April 01, 2018
One of the last tweets I read towards the end of 2017 was about the excitement about WebUSB in the upcoming year. WebUSB left a powerful first impression on me, especially with the promise of how it could take the web forward as a platform. With this new power, web engineers can build applications which can talk directly with USB devices. Since these applications would be written in Javascript and run as web applications, expertise in writing system specific software won’t be needed.
Here is what I am most excited about for the web in 2018.
— Sam Saccone (@samccone) December 24, 2017
Web USB
The moment companies realize their custom hardware no longer requires per platform device drivers and instead can be browser based is going to open the flood gates.
Every such promise comes with a myriad of new possibilities. If you followed my blog, not long ago, I wrote about my newly lost-and-found excitement towards building audio visualizations (read it here). What I haven’t ever written on my blog is my love towards LEDs. You can already see where this is going.
I’ve wanted to play with RGB LEDs for a very long time, and the possibility of an educational hack got me pumped. I stumbled upon WS2812 addressable LEDs. I can’t fully describe here what addressable RGB LEDs are - but in a nutshell these LEDs are stuck to a circuit to which you can pass a timed signal to set the intensity of a particular color (R,G or B). It’s even possible to hook up more of these little circuits and control a whole array of LEDs with just one input. All you need is a perfectly timed signal to light up a particular LED with a particular color.
While I was waiting for my LEDs, I already had an Arduino board to play with. Like every other new thing I start to play with, I forked the example project, and tried to make changes to it to understand how it all worked together. This was also the time when I couldn’t wait for my WS2812 LEDs and decided to hook up some of my WebAudio code with the WebUSB example project. The result was poor man’s beat detection driving my Arduino’s onboard LED.
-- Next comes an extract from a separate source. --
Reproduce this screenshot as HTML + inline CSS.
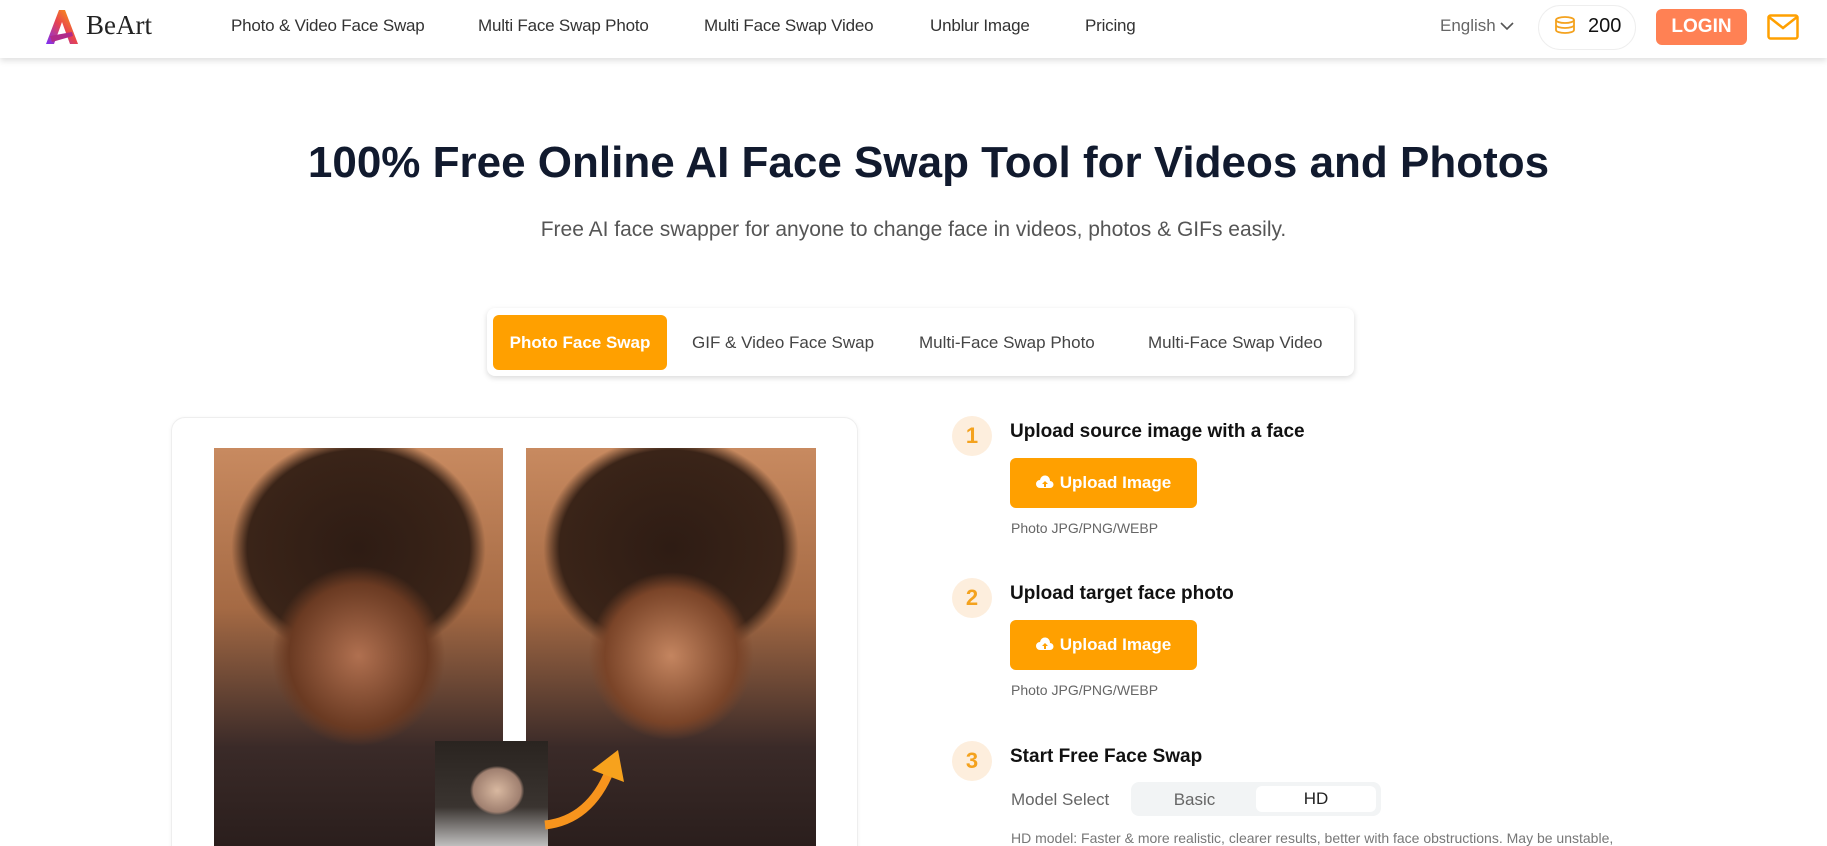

When I finally had my 4x4 matrix of WS2812 LEDs, a soldering kit, and mounting impatience to put everything together, I built my device, and was ready to start coding. After some amount fiddling with arduino code which read bytes from the USB port, and the JS code which fed into arduino the bytes representing audio levels at different frequencies (as in spectrum analyzer), I was beginning to see my new device in action. And, this is what it looked like -
Here is the summary of what happens -
I’ve put the code on Github here, in case anyone wants to have a look. A big shoutout to the authors of the amazing Neopixel library that makes it really easy to play with these little WS2812 LEDs by hiding away low-level details of controlling the AVR. This turned out to be quite a fun experiment and developed my further interest in developing web apps and more so, devices, which could work together. And it’s really so easy.